Required task
Reply with the count of lines holding "code", nothing more.

Extracted information
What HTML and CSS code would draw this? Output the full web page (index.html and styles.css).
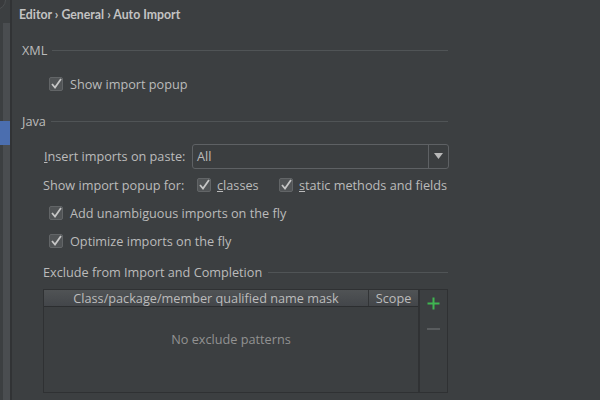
FILE: index.html
```html
<!DOCTYPE html>
<html>
<head>
<meta charset="utf-8">
<link rel="stylesheet" href="styles.css">
</head>
<body>
<div class="app">
  <aside class="sidebar">
    <div class="search-end"></div>
    <div class="tree-edge"><div class="tree-sel"></div></div>
  </aside>
  <main class="content">
    <div class="crumbs">Editor › General › Auto Import</div>

    <section class="group group-xml">
      <div class="group-title"><span>XML</span><i class="rule"></i></div>
      <label class="check row-xml">
        <span class="box"><svg viewBox="0 0 14 14" width="14" height="14"><path d="M3 7 L6 10.5 L12 2" /></svg></span>
        <span>Show import popup</span>
      </label>
    </section>

    <section class="group group-java">
      <div class="group-title"><span>Java</span><i class="rule"></i></div>
      <div class="row-insert">
        <span class="field-label"><u>I</u>nsert imports on paste:</span>
        <div class="combo">
          <span class="combo-value">All</span>
          <span class="combo-arrow"><svg viewBox="0 0 9 6" width="9" height="6"><path d="M0 0 H9 L4.5 6 Z" /></svg></span>
        </div>
      </div>
      <div class="row-popup">
        <span class="field-label popup-label">Show import popup for:</span>
        <label class="check check-classes">
          <span class="box"><svg viewBox="0 0 14 14" width="14" height="14"><path d="M3 7 L6 10.5 L12 2" /></svg></span>
          <span><u>c</u>lasses</span>
        </label>
        <label class="check">
          <span class="box"><svg viewBox="0 0 14 14" width="14" height="14"><path d="M3 7 L6 10.5 L12 2" /></svg></span>
          <span><u>s</u>tatic methods and fields</span>
        </label>
      </div>
      <label class="check row-java row-add">
        <span class="box"><svg viewBox="0 0 14 14" width="14" height="14"><path d="M3 7 L6 10.5 L12 2" /></svg></span>
        <span>Add unambiguous imports on the fly</span>
      </label>
      <label class="check row-java row-opt">
        <span class="box"><svg viewBox="0 0 14 14" width="14" height="14"><path d="M3 7 L6 10.5 L12 2" /></svg></span>
        <span>Optimize imports on the fly</span>
      </label>

      <div class="exclude">
        <div class="group-title sub-title"><span>Exclude from Import and Completion</span><i class="rule"></i></div>
        <div class="table-box">
          <div class="table">
            <div class="thead">
              <div class="th th-name">Class/package/member qualified name mask</div>
              <div class="th th-scope">Scope</div>
            </div>
            <div class="tbody">No exclude patterns</div>
          </div>
          <div class="toolbar">
            <span class="tool-add"><svg viewBox="0 0 13 13" width="13" height="13"><path d="M6.5 0.5 V12.5 M0.5 6.5 H12.5" /></svg></span>
            <span class="tool-remove"></span>
          </div>
        </div>
      </div>
    </section>
  </main>
</div>
</body>
</html>
```

FILE: styles.css
```css
* { box-sizing: border-box; }
html, body {
  margin: 0;
  padding: 0;
  width: 600px;
  height: 400px;
  overflow: hidden;
  background: #3c3f41;
}
body {
  font-family: "Open Sans", "Noto Sans", sans-serif;
  font-size: 12.7px;
  color: #bbbbbb;
}
.app {
  display: flex;
  height: 400px;
}
.sidebar {
  width: 12px;
  flex: none;
  display: flex;
  flex-direction: column;
  border-right: 2px solid #313335;
  overflow: hidden;
}
.search-end {
  width: 20px;
  height: 20px;
  margin-left: -14px;
  margin-top: -10px;
  border-radius: 50%;
  background: #393b3d;
  border: 1px solid #4c4f51;
  flex: none;
}
.tree-edge {
  margin-top: 13px;
  margin-left: 3px;
  flex: 1;
  background: #4a4d50;
}
.tree-sel {
  margin-top: 98px;
  margin-left: -3px;
  height: 24px;
  background: #4b6eaf;
}
.content {
  flex: 1;
  padding-left: 10px;
}
.crumbs {
  height: 30px;
  line-height: 30px;
  margin-left: -3px;
  font-family: "Lato", "Open Sans", sans-serif;
  font-weight: bold;
  font-size: 12.3px;
  color: #c3c3c3;
}
.group {
  width: 426px;
}
.group-title {
  display: flex;
  align-items: center;
  gap: 5px;
  height: 18px;
}
.group-xml .group-title { margin-top: 11px; }
.group-java > .group-title { margin-top: 18px; }
.rule {
  flex: 1;
  height: 1px;
  background: #505456;
}
.check {
  display: flex;
  align-items: center;
  gap: 7px;
  height: 20px;
}
.box {
  width: 14px;
  height: 14px;
  flex: none;
  background: #515456;
  border: 1px solid #626567;
  border-radius: 2px;
  display: flex;
}
.box svg {
  margin: -1px;
}
.box path {
  fill: none;
  stroke: #c6c6c6;
  stroke-width: 1.8;
}
.row-xml {
  margin-top: 15px;
  padding-left: 27px;
}
.row-insert {
  display: flex;
  align-items: center;
  margin-top: 14px;
  margin-left: 22px;
  width: 405px;
  height: 24px;
}
.field-label {
  width: 148px;
  flex: none;
}
.combo {
  flex: 1;
  height: 25px;
  display: flex;
  border: 1px solid #5e6164;
  border-radius: 3px;
  background: #3b3e40;
}
.combo-value {
  flex: 1;
  padding-left: 4px;
  line-height: 23px;
}
.combo-arrow {
  width: 20px;
  border-left: 1px solid #5e6164;
  display: flex;
  align-items: center;
  justify-content: center;
}
.combo-arrow path { fill: #b8b8b8; }
.row-popup {
  display: flex;
  align-items: center;
  margin-top: 7px;
  margin-left: 21px;
  height: 20px;
}
.popup-label { width: 154px; }
.check-classes {
  width: 82px;
}
.row-popup .check { gap: 6px; }
.row-java {
  padding-left: 27px;
}
.row-add { margin-top: 8px; }
.row-opt { margin-top: 8px; }
.exclude {
  margin-left: 21px;
  width: 405px;
}
.sub-title {
  margin-top: 12px;
  gap: 6px;
}
.table-box {
  margin-top: 8px;
  height: 104px;
  display: flex;
  border: 1px solid #2f3133;
}
.table {
  width: 376px;
  flex: none;
  display: flex;
  flex-direction: column;
  border-right: 2px solid #303234;
}
.thead {
  display: flex;
  height: 17px;
  background: linear-gradient(#505355, #43464a);
  border-bottom: 1px solid #2c2e30;
  line-height: 16px;
}
.th {
  text-align: center;
  color: #bcbcbc;
}
.th-name {
  width: 325px;
  border-right: 1px solid #323436;
}
.th-scope {
  flex: 1;
}
.tbody {
  flex: 1;
  text-align: center;
  padding-top: 23px;
  color: #929292;
}
.toolbar {
  flex: 1;
  display: flex;
  flex-direction: column;
  align-items: center;
  padding-top: 7px;
}
.tool-add path {
  stroke: #3fb551;
  stroke-width: 2;
  fill: none;
}
.tool-add { display: flex; }
.tool-remove {
  margin-top: 18px;
  width: 13px;
  height: 2px;
  background: #595c5e;
}
```
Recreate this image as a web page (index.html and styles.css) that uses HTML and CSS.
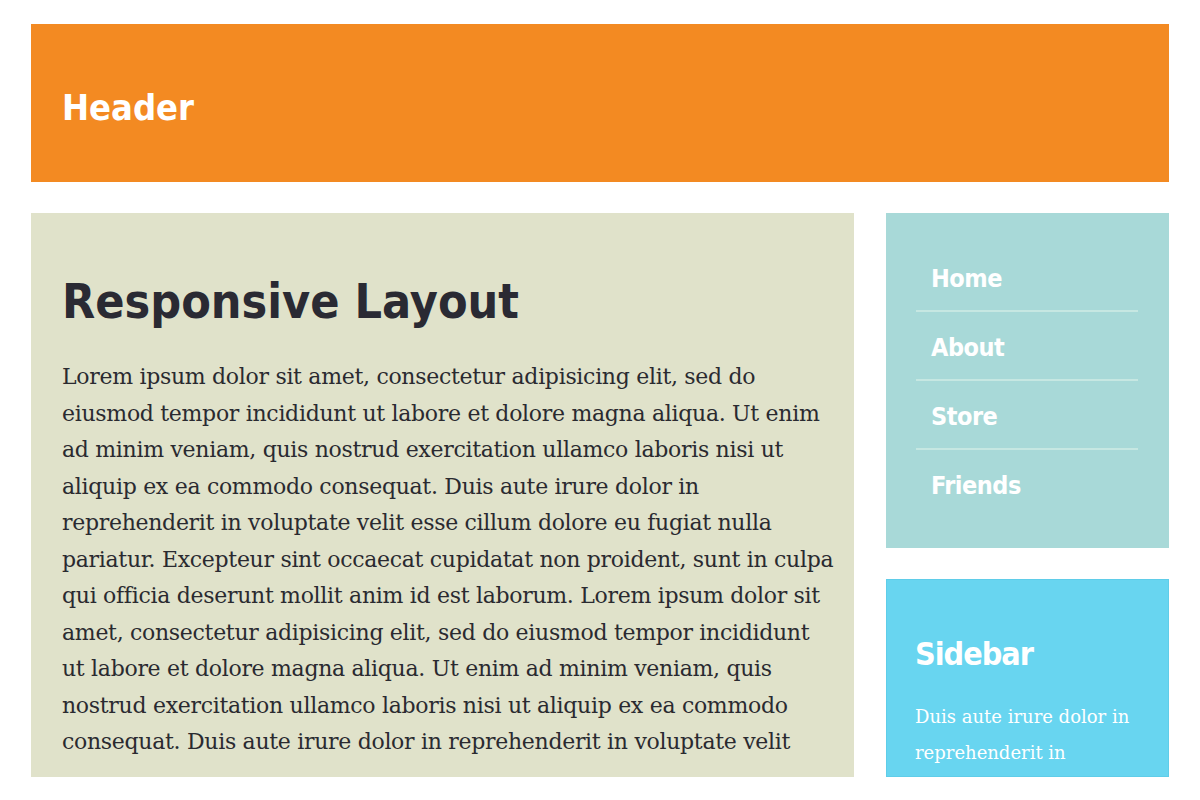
FILE: index.html
```html
<!DOCTYPE html>
<html>
<head>
<meta charset="utf-8">
<link rel="stylesheet" href="styles.css">
</head>
<body>
<div class="page">
  <header class="header"><h1 class="header-title">Header</h1></header>
  <div class="row">
    <main class="main">
      <h2 class="main-title">Responsive Layout</h2>
      <p class="main-text">Lorem ipsum dolor sit amet, consectetur adipisicing elit, sed do eiusmod tempor incididunt ut labore et dolore magna aliqua. Ut enim ad minim veniam, quis nostrud exercitation ullamco laboris nisi ut aliquip ex ea commodo consequat. Duis aute irure dolor in reprehenderit in voluptate velit esse cillum dolore eu fugiat nulla pariatur. Excepteur sint occaecat cupidatat non proident, sunt in culpa qui officia deserunt mollit anim id est laborum. Lorem ipsum dolor sit amet, consectetur adipisicing elit, sed do eiusmod tempor incididunt ut labore et dolore magna aliqua. Ut enim ad minim veniam, quis nostrud exercitation ullamco laboris nisi ut aliquip ex ea commodo consequat. Duis aute irure dolor in reprehenderit in voluptate velit</p>
    </main>
    <aside class="side">
      <nav class="nav">
        <a class="nav-item" href="#">Home</a>
        <a class="nav-item" href="#">About</a>
        <a class="nav-item" href="#">Store</a>
        <a class="nav-item" href="#">Friends</a>
      </nav>
      <section class="sidebar">
        <h3 class="sidebar-title">Sidebar</h3>
        <p class="sidebar-text">Duis aute irure dolor in reprehenderit in</p>
      </section>
    </aside>
  </div>
</div>
</body>
</html>
```

FILE: styles.css
```css
html, body {
  margin: 0;
  padding: 0;
  background: #ffffff;
  height: 800px;
  overflow: hidden;
}
.page {
  width: 1138px;
  margin-left: 31px;
  padding-top: 24px;
}
.header {
  height: 158px;
  background: #f38a22;
  display: flex;
  align-items: center;
  padding-left: 31px;
}
.header-title {
  margin: 0;
  color: #ffffff;
  font-family: "DejaVu Sans Condensed", "DejaVu Sans", sans-serif;
  font-stretch: condensed;
  font-weight: bold;
  font-size: 36px;
  padding-top: 8px;
}
.row {
  display: flex;
  gap: 32px;
  margin-top: 31px;
  height: 564px;
  overflow: hidden;
}
.main {
  width: 823px;
  background: #e0e2ca;
  padding: 45px 31px 0 31px;
  box-sizing: border-box;
  overflow: hidden;
}
.main-title {
  margin: 0 0 15px 0;
  color: #2a2a33;
  font-family: "DejaVu Sans Condensed", "DejaVu Sans", sans-serif;
  font-stretch: condensed;
  font-weight: bold;
  font-size: 48px;
  line-height: 86px;
}
.main-text {
  margin: 0;
  color: #2a2a30;
  font-family: "DejaVu Serif", serif;
  font-size: 22px;
  letter-spacing: -0.3px;
  line-height: 36.5px;
  width: 773px;
}
.side {
  width: 283px;
  display: flex;
  flex-direction: column;
  gap: 31px;
}
.nav {
  height: 335px;
  background: #a8d9d8;
  box-sizing: border-box;
  padding: 30px 31px 0 30px;
  display: flex;
  flex-direction: column;
}
.nav-item {
  display: block;
  height: 69px;
  box-sizing: border-box;
  padding-left: 15px;
  padding-top: 3px;
  line-height: 66px;
  color: #ffffff;
  text-decoration: none;
  font-family: "DejaVu Sans Condensed", "DejaVu Sans", sans-serif;
  font-stretch: condensed;
  font-weight: bold;
  font-size: 25px;
  letter-spacing: -0.5px;
  border-bottom: 2px solid #c6e7e2;
}
.nav-item:last-child {
  border-bottom: none;
}
.sidebar {
  flex: 1;
  background: #68d5f0;
  border: 1px solid #5fcde9;
  padding: 45px 28px 0 28px;
  overflow: hidden;
}
.sidebar-title {
  margin: 0 0 16px 0;
  color: #ffffff;
  font-family: "DejaVu Sans Condensed", "DejaVu Sans", sans-serif;
  font-stretch: condensed;
  font-weight: bold;
  font-size: 32px;
  letter-spacing: -1px;
  line-height: 58px;
}
.sidebar-text {
  margin: 0;
  color: #ffffff;
  font-family: "DejaVu Serif", serif;
  font-size: 18px;
  line-height: 36px;
}
```
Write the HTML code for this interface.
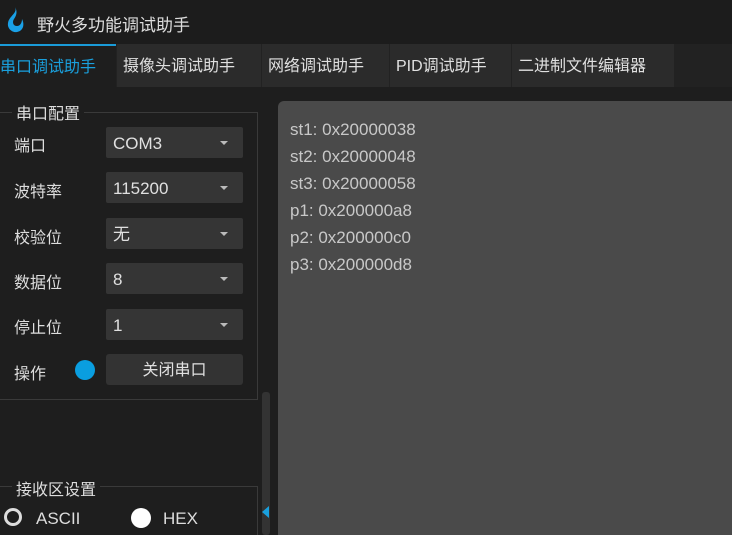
<!DOCTYPE html>
<html><head><meta charset="utf-8"><style>
*{margin:0;padding:0;box-sizing:border-box}
html,body{width:732px;height:535px;overflow:hidden}
body{background:#1e1e1e;position:relative;font-family:"Liberation Sans","Noto Sans CJK SC",sans-serif;color:#ddd}
.abs{position:absolute}
.title{left:0;top:0;width:732px;height:44px;background:#1c1c1c;font-size:17px;color:#ddd}
.tabs{left:0;top:44px;width:732px;height:43px;background:#222}
.tab{position:absolute;top:0;height:43px;background:#2b2b2b;font-size:16px;line-height:46px;color:#e0e0e0;padding-left:6px}
.lbl{font-size:16px;color:#ddd}
.cb{position:absolute;left:106px;width:137px;height:31px;background:#353535;border-radius:2px;font-size:17px;line-height:33px;padding-left:7px;color:#e0e0e0}
.cb:after{content:"";position:absolute;right:15px;top:14px;border-left:4px solid transparent;border-right:4px solid transparent;border-top:4px solid #bbb}
.out{font-size:17px;color:#c8c8c8;line-height:27px}
</style></head><body>
<div class="abs title">
<svg class="abs" style="left:5px;top:7px" width="20" height="26" viewBox="0 0 20 26"><path d="M10 0 C13 6 4 9 3 16 C2 22 8 26 12 25 C18 24 20 18 17 12 C17 16 15 19 12 19 C8 19 7 15 9 12 C11 9 13 5 10 0Z" fill="#1aa0e6"/></svg>
<div class="abs" style="left:37px;top:11px">野火多功能调试助手</div>
</div>
<div class="abs tabs">
<div class="tab" style="left:0;width:116px;background:#1e1e1e;color:#1aa0dd;border-top:2px solid #1a9bd8;line-height:44px;padding-left:0">串口调试助手</div>
<div class="tab" style="left:117px;width:144px">摄像头调试助手</div>
<div class="tab" style="left:262px;width:127px">网络调试助手</div>
<div class="tab" style="left:390px;width:121px">PID调试助手</div>
<div class="tab" style="left:512px;width:162px">二进制文件编辑器</div>
</div>
<div class="abs" style="left:-2px;top:112px;width:260px;height:288px;border:1px solid #3a3a3a"></div>
<div class="abs lbl" style="left:12px;top:100px;background:#1e1e1e;padding:0 4px">串口配置</div>
<div class="abs lbl" style="left:14px;top:132px">端口</div>
<div class="abs lbl" style="left:14px;top:178px">波特率</div>
<div class="abs lbl" style="left:14px;top:224px">校验位</div>
<div class="abs lbl" style="left:14px;top:269px">数据位</div>
<div class="abs lbl" style="left:14px;top:314px">停止位</div>
<div class="abs lbl" style="left:14px;top:360px">操作</div>
<div class="cb" style="top:127px">COM3</div>
<div class="cb" style="top:172px">115200</div>
<div class="cb" style="top:218px">无</div>
<div class="cb" style="top:263px">8</div>
<div class="cb" style="top:309px">1</div>
<div class="abs" style="left:75px;top:360px;width:20px;height:20px;border-radius:50%;background:#0a9ee0"></div>
<div class="abs" style="left:106px;top:354px;width:137px;height:31px;background:#333;border-radius:3px;font-size:16px;line-height:33px;text-align:center;color:#e0e0e0">关闭串口</div>
<div class="abs" style="left:262px;top:392px;width:8px;height:143px;background:#333;border-radius:3px"></div>
<div class="abs" style="left:262px;top:506px;border-top:6px solid transparent;border-bottom:6px solid transparent;border-right:7px solid #1aa0dd"></div>
<div class="abs" style="left:-2px;top:486px;width:260px;height:60px;border:1px solid #3a3a3a"></div>
<div class="abs lbl" style="left:12px;top:476px;background:#1e1e1e;padding:0 4px">接收区设置</div>
<div class="abs" style="left:4px;top:508px;width:18px;height:18px;border-radius:50%;border:3px solid #ddd"></div>
<div class="abs lbl" style="left:36px;top:509px;font-size:17px">ASCII</div>
<div class="abs" style="left:131px;top:508px;width:20px;height:20px;border-radius:50%;background:#fff"></div>
<div class="abs lbl" style="left:163px;top:509px;font-size:17px">HEX</div>
<div class="abs" style="left:278px;top:101px;width:460px;height:440px;background:#4a4a4a;border-radius:6px;padding:15px 0 0 12px">
<div class="out">st1: 0x20000038<br>st2: 0x20000048<br>st3: 0x20000058<br>p1: 0x200000a8<br>p2: 0x200000c0<br>p3: 0x200000d8</div>
</div>
</body></html>
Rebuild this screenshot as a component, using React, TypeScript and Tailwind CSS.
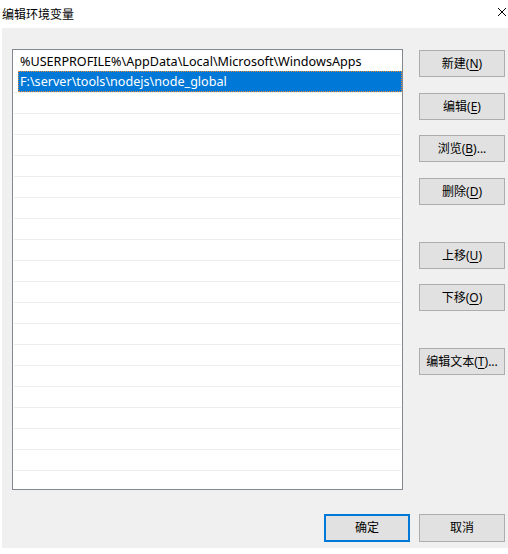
import React from "react";

const font = { fontFamily: '"Noto Sans", "Noto Sans CJK SC", sans-serif' };

function Btn({ label, k, suffix = "", className = "" }: { label: string; k: string; suffix?: string; className?: string }) {
  return (
    <button
      className={`w-[86px] h-[27px] bg-[#e1e1e1] border border-[#adadad] flex items-center justify-center text-[12px] text-black leading-none ${className}`}
    >
      <span>
        {label}(<span className="underline underline-offset-2">{k}</span>){suffix}
      </span>
    </button>
  );
}

export default function App() {
  const rows = Array.from({ length: 21 }, (_, i) => i);
  return (
    <div className="w-[508px] h-[554px] bg-white overflow-hidden" style={font}>
      <div className="h-[28px] flex items-center justify-between pl-[2px] pr-[1px]">
        <span className="text-[12px] text-black" style={{ fontFamily: '"Noto Sans CJK SC", sans-serif' }}>编辑环境变量</span>
        <svg width="10" height="10" viewBox="0 0 10 10" className="mt-[-4px]">
          <path d="M1 1 L9 9 M9 1 L1 9" stroke="#000" strokeWidth="1" />
        </svg>
      </div>
      <div className="ml-[2px] h-[520px] bg-[#f0f0f0] flex flex-col">
        <div className="flex pt-[21px] pl-[10px]">
          <div className="w-[391px] h-[441px] border border-[#828790] bg-white overflow-hidden">
            {rows.map((i) => {
              if (i === 1) {
                return (
                  <div key={i} className="h-[21px] ml-[5px] bg-[#0078d7] outline outline-1 outline-dotted outline-[#e08a3a] -outline-offset-1 text-white text-[12.6px] leading-[22px] pl-[2px] whitespace-nowrap">
                    F:\server\tools\nodejs\node_global
                  </div>
                );
              }
              return (
                <div
                  key={i}
                  className={`h-[21px] mx-[1px] ${i > 1 ? "border-t border-[#ededed]" : ""} text-[12.6px] leading-[23px] pl-[6px] whitespace-nowrap text-black`}
                >
                  {i === 0 ? "%USERPROFILE%\\AppData\\Local\\Microsoft\\WindowsApps" : ""}
                </div>
              );
            })}
          </div>
          <div className="flex flex-col ml-[16px] pt-[1px]">
            <Btn label="新建" k="N" />
            <Btn label="编辑" k="E" className="mt-[16px]" />
            <Btn label="浏览" k="B" suffix="..." className="mt-[15px]" />
            <Btn label="删除" k="D" className="mt-[16px]" />
            <Btn label="上移" k="U" className="mt-[37px]" />
            <Btn label="下移" k="O" className="mt-[15px]" />
            <Btn label="编辑文本" k="T" suffix="..." className="mt-[37px]" />
          </div>
        </div>
        <div className="flex justify-end gap-[9px] pr-[3px] mt-[24px]">
          <button className="w-[86px] h-[28px] bg-[#e1e1e1] border-2 border-[#0078d7] text-[12px] text-black">确定</button>
          <button className="w-[86px] h-[28px] bg-[#e1e1e1] border border-[#adadad] text-[12px] text-black">取消</button>
        </div>
      </div>
    </div>
  );
}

Task output
2